Print the listing below in its entirety, character for character.

····················

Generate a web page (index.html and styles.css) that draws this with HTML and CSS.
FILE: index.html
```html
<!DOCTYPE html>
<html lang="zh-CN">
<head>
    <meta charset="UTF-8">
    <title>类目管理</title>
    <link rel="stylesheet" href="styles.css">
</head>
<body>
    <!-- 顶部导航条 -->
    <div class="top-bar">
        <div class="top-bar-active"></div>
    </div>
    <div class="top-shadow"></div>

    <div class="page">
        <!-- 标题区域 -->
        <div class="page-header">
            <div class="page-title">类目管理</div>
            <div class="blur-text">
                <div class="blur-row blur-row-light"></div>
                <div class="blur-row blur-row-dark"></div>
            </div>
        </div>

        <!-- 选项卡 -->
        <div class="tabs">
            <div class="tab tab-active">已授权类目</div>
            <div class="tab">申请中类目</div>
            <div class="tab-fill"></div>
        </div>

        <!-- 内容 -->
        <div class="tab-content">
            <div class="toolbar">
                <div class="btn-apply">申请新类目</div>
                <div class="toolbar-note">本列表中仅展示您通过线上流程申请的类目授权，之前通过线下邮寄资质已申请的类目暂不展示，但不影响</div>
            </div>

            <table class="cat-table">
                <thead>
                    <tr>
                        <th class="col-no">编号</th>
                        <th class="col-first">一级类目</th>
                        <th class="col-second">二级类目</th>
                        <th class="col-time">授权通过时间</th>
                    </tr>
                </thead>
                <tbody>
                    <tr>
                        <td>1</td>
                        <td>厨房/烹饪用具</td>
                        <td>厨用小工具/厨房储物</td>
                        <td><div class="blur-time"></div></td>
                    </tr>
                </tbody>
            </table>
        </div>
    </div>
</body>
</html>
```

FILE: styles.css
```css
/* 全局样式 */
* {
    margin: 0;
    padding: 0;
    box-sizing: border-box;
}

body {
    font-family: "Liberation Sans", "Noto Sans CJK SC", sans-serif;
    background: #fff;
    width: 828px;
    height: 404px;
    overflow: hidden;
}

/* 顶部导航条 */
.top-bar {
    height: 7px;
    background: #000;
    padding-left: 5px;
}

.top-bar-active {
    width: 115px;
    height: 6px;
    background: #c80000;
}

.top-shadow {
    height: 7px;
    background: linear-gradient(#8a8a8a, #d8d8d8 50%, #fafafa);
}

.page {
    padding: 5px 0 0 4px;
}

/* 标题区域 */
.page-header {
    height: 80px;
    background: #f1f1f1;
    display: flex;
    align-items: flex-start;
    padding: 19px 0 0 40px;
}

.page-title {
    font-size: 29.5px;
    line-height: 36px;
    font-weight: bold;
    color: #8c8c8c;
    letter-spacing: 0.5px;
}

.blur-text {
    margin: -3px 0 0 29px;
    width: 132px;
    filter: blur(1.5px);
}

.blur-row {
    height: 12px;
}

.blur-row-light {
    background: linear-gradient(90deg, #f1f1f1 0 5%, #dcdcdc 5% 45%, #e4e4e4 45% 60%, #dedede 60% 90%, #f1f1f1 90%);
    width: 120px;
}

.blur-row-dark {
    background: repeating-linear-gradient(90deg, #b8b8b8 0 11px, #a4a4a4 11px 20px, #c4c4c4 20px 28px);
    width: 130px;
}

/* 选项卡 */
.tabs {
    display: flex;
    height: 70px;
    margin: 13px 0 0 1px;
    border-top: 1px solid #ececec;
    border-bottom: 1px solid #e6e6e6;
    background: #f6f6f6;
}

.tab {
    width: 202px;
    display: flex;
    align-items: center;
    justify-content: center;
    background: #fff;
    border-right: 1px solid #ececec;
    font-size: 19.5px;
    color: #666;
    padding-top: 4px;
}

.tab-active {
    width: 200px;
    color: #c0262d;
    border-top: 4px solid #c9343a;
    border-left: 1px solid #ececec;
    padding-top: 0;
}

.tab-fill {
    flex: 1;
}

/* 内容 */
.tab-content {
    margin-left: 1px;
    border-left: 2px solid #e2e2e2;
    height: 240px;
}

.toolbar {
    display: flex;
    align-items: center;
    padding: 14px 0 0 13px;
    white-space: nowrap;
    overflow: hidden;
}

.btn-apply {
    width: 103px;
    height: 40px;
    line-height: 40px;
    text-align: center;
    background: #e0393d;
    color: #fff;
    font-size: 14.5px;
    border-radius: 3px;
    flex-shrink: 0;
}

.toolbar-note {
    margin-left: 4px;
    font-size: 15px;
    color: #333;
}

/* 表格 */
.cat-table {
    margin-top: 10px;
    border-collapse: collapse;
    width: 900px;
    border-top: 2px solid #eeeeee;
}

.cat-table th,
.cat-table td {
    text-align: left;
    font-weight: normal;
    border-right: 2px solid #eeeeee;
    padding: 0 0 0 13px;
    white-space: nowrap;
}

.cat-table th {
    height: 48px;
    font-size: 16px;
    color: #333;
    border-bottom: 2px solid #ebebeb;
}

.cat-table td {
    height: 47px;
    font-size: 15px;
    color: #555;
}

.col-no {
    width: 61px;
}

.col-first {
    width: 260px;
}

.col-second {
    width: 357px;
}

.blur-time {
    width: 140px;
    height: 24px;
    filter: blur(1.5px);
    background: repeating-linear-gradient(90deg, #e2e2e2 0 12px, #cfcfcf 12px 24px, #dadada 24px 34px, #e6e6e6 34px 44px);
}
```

····················

§ **REPLY TO THE TASK**
Generate a web page (index.html and styles.css) that draws this with HTML and CSS.
FILE: index.html
```html
<!DOCTYPE html>
<html lang="zh-CN">
<head>
    <meta charset="UTF-8">
    <title>类目管理</title>
    <link rel="stylesheet" href="styles.css">
</head>
<body>
    <!-- 顶部导航条 -->
    <div class="top-bar">
        <div class="top-bar-active"></div>
    </div>
    <div class="top-shadow"></div>

    <div class="page">
        <!-- 标题区域 -->
        <div class="page-header">
            <div class="page-title">类目管理</div>
            <div class="blur-text">
                <div class="blur-row blur-row-light"></div>
                <div class="blur-row blur-row-dark"></div>
            </div>
        </div>

        <!-- 选项卡 -->
        <div class="tabs">
            <div class="tab tab-active">已授权类目</div>
            <div class="tab">申请中类目</div>
            <div class="tab-fill"></div>
        </div>

        <!-- 内容 -->
        <div class="tab-content">
            <div class="toolbar">
                <div class="btn-apply">申请新类目</div>
                <div class="toolbar-note">本列表中仅展示您通过线上流程申请的类目授权，之前通过线下邮寄资质已申请的类目暂不展示，但不影响</div>
            </div>

            <table class="cat-table">
                <thead>
                    <tr>
                        <th class="col-no">编号</th>
                        <th class="col-first">一级类目</th>
                        <th class="col-second">二级类目</th>
                        <th class="col-time">授权通过时间</th>
                    </tr>
                </thead>
                <tbody>
                    <tr>
                        <td>1</td>
                        <td>厨房/烹饪用具</td>
                        <td>厨用小工具/厨房储物</td>
                        <td><div class="blur-time"></div></td>
                    </tr>
                </tbody>
            </table>
        </div>
    </div>
</body>
</html>
```

FILE: styles.css
```css
/* 全局样式 */
* {
    margin: 0;
    padding: 0;
    box-sizing: border-box;
}

body {
    font-family: "Liberation Sans", "Noto Sans CJK SC", sans-serif;
    background: #fff;
    width: 828px;
    height: 404px;
    overflow: hidden;
}

/* 顶部导航条 */
.top-bar {
    height: 7px;
    background: #000;
    padding-left: 5px;
}

.top-bar-active {
    width: 115px;
    height: 6px;
    background: #c80000;
}

.top-shadow {
    height: 7px;
    background: linear-gradient(#8a8a8a, #d8d8d8 50%, #fafafa);
}

.page {
    padding: 5px 0 0 4px;
}

/* 标题区域 */
.page-header {
    height: 80px;
    background: #f1f1f1;
    display: flex;
    align-items: flex-start;
    padding: 19px 0 0 40px;
}

.page-title {
    font-size: 29.5px;
    line-height: 36px;
    font-weight: bold;
    color: #8c8c8c;
    letter-spacing: 0.5px;
}

.blur-text {
    margin: -3px 0 0 29px;
    width: 132px;
    filter: blur(1.5px);
}

.blur-row {
    height: 12px;
}

.blur-row-light {
    background: linear-gradient(90deg, #f1f1f1 0 5%, #dcdcdc 5% 45%, #e4e4e4 45% 60%, #dedede 60% 90%, #f1f1f1 90%);
    width: 120px;
}

.blur-row-dark {
    background: repeating-linear-gradient(90deg, #b8b8b8 0 11px, #a4a4a4 11px 20px, #c4c4c4 20px 28px);
    width: 130px;
}

/* 选项卡 */
.tabs {
    display: flex;
    height: 70px;
    margin: 13px 0 0 1px;
    border-top: 1px solid #ececec;
    border-bottom: 1px solid #e6e6e6;
    background: #f6f6f6;
}

.tab {
    width: 202px;
    display: flex;
    align-items: center;
    justify-content: center;
    background: #fff;
    border-right: 1px solid #ececec;
    font-size: 19.5px;
    color: #666;
    padding-top: 4px;
}

.tab-active {
    width: 200px;
    color: #c0262d;
    border-top: 4px solid #c9343a;
    border-left: 1px solid #ececec;
    padding-top: 0;
}

.tab-fill {
    flex: 1;
}

/* 内容 */
.tab-content {
    margin-left: 1px;
    border-left: 2px solid #e2e2e2;
    height: 240px;
}

.toolbar {
    display: flex;
    align-items: center;
    padding: 14px 0 0 13px;
    white-space: nowrap;
    overflow: hidden;
}

.btn-apply {
    width: 103px;
    height: 40px;
    line-height: 40px;
    text-align: center;
    background: #e0393d;
    color: #fff;
    font-size: 14.5px;
    border-radius: 3px;
    flex-shrink: 0;
}

.toolbar-note {
    margin-left: 4px;
    font-size: 15px;
    color: #333;
}

/* 表格 */
.cat-table {
    margin-top: 10px;
    border-collapse: collapse;
    width: 900px;
    border-top: 2px solid #eeeeee;
}

.cat-table th,
.cat-table td {
    text-align: left;
    font-weight: normal;
    border-right: 2px solid #eeeeee;
    padding: 0 0 0 13px;
    white-space: nowrap;
}

.cat-table th {
    height: 48px;
    font-size: 16px;
    color: #333;
    border-bottom: 2px solid #ebebeb;
}

.cat-table td {
    height: 47px;
    font-size: 15px;
    color: #555;
}

.col-no {
    width: 61px;
}

.col-first {
    width: 260px;
}

.col-second {
    width: 357px;
}

.blur-time {
    width: 140px;
    height: 24px;
    filter: blur(1.5px);
    background: repeating-linear-gradient(90deg, #e2e2e2 0 12px, #cfcfcf 12px 24px, #dadada 24px 34px, #e6e6e6 34px 44px);
}
```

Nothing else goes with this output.